On November 2, 2011, I emailed Margolis:

“In going through FOIAed emails, I came upon one between AAPS employees titled ‘secondary staffing info for comparison.’ Alice Chamberlain emailed Joyce Hunter on October 5, 2011 an attachment or attachments that included enrollment and class size data for each high school. The report is by school, by teacher. I am attaching the email. I’d appreciate a copy of that same information, as well as enrollment and class size data by teacher, by school, for the middle schools and elementary schools.”

The response came back the same day: “Can you clarify what organization you represent and what you mean by ‘going through FOIA’d emails’?”

On November 4, 2011 Margolis emailed that:

“Each year when the district administration begins staffing process schools are staffed based on a ratio based on student projections. We do not calculate year by year on class size but rather on staff ratios. There is no report that exists based on your request.”

This despite the fact that AAPS staffer Alice Chamberlain’s email (provided to A2Politico is response to the original October 10, 2011 FOIA) had her asking for and receiving information on AAPS enrollment and class size by school and by teacher.

On December 13, 2011 A2Politico appealed the FOIA denial to AAPS Assistant Superintendent of Human Resources and Legal Services, David Comsa:

Mr. Comsa,

On October 10, 2011 A2Politico.com submitted a FOIA for the following materials:

1.  Copies of the elementary school records of class size and enrollment by school, by teacher, by class.

2.  Copies of the middle school records of class size and enrollment by school, by teacher, by class.

3.  Copies of the high school records of class size and enrollment by school, by teacher, by class.

The request was denied with the explanation that the documents do not exist.

According to emails released to A2Politico.com in response to a FOIA, on October 4, 2011 Alice Chamberlain asked Julie Ziesemer to produce a report by school, by teacher with their scheduled classes and class sizes for each of Ann Arbor’s high schools. (Email attached).

On October 5, Julie Ziesemer replied by email to Chamberlain, Hunter, Flye, Ryan and Landefeld. She provided class size data (by school, by teacher with their scheduled classes and class sizes for each of Ann Arbor’s high schools) for their review.

These emails sent between AAPS employees on October 4 and October 5, 2011 contradict the grounds of the AAPS denial of my October 10, 2011 FOIA. Furthermore, Ms. Margolis writes in her denial that “Under the Freedom of Information Act a governmental body does not have to create documents on request.

In response to a FOIA emails sent between AAPS employees were provided to A2Politico.com. On October 24, 2011 Ms. Margolis sent an email to Landefld and Emmendofer in which she writes, “A2Journal – Suspension data- I believe you were creating a report with 9/10 and 10/11 suspension data, not by category.”

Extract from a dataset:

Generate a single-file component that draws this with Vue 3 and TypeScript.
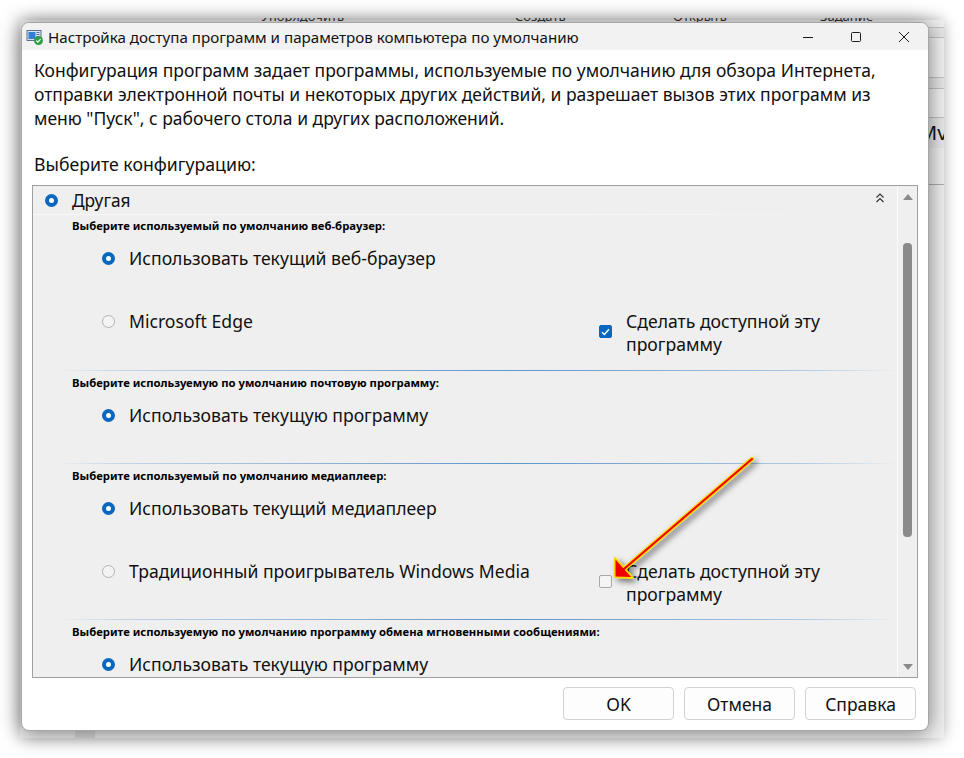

This email contradicts Ms. Margolis’s assertion that AAPS does not create reports in response to FOIA.

Thank you for your attention to this matter.

On December 21, 2011, 72 days after the initial request, the materials arrived. There are 60 plus pages that show the actual class sizes per teacher, per class, per school, for every school in the Ann Arbor public Schools.

So how many students are really in Ann Arbor Public School classrooms? Which schools are meeting District class size targets and which are not? Which math teacher in the District has a student load of over 200 students? How many math, science and English teachers are saddled with classes of 40 students and above (35 percent over target class size levels)? Is the AAPS meeting its own target class sizes at the elementary, middle and secondary levels? Should you care?


Tomorrow, A2Politico will begin a series of posts that answers the above questions and more.

Short URL: http://www.a2politico.com/?p=11645

7 Comments for “Ann Arbor School Officials First Deny Having Actual Enrollment Numbers—After Multiple FOIAs & 72 Days Officials Relinquish Numbers”

  1. @rose there was also the reply in which she reminded me that the District would be charging me fees—right after I submitted a FOIA request. I reminded her that when records are used to educate the public, FOIA law allows 100 pages free per request.

  2. @Joe, I think District officials are making great progress putting information out there for the world to see. However, I would argue that officials pick and choose that information carefully. There are no purchasing card records, and the District has yet to make its checkbook electronic so that expenses can be viewed by the folks paying the bills.

  3. @Kai they were counting the students, and counting on no one asking them for that information, perhaps!

  4. I thought… that in school… one was taught about math. It should be easy to get calculations about the number of students in class. Or perhaps, administrators just don’t remember how to do simple math? I’m sure there are plenty of people who would be willing to teach the admins that math can be used for counting students, and not just for firing teachers and calculating raises for the 6 digit money-makers. If they can’t count students in a timely manner, then that’s just shameful.

  5. Why would they circle the wagons? Deceit can only work for so long, what’s coming up that will fix all of this (or we don’t know what, yet)? Enquiring minds want to read tomorrow’s post.

  6. I’ve had similar experience in trying to extract information from the AAPS. When I got a high price for providing copies of financial reports I asked for electronic copies. I was told that the AAPS financial software could not produce electronic copies that could be read by those without the software. When I got the name of the software vendor and checked their website I discovered the reports could be exported in multiple formats, including PDF, that I could read on my computer.

    I also got questions about who I was working for, which I found odd coming from the FOIA coordinator.

  7. I had to laugh, although somewhat unhappily, about Liz Margolis and her responses. This one is my favorite…because well it’s so…so circuitous… The response came back the same day: “Can you clarify what organization you represent and what you mean by ‘going through FOIA’d emails’?”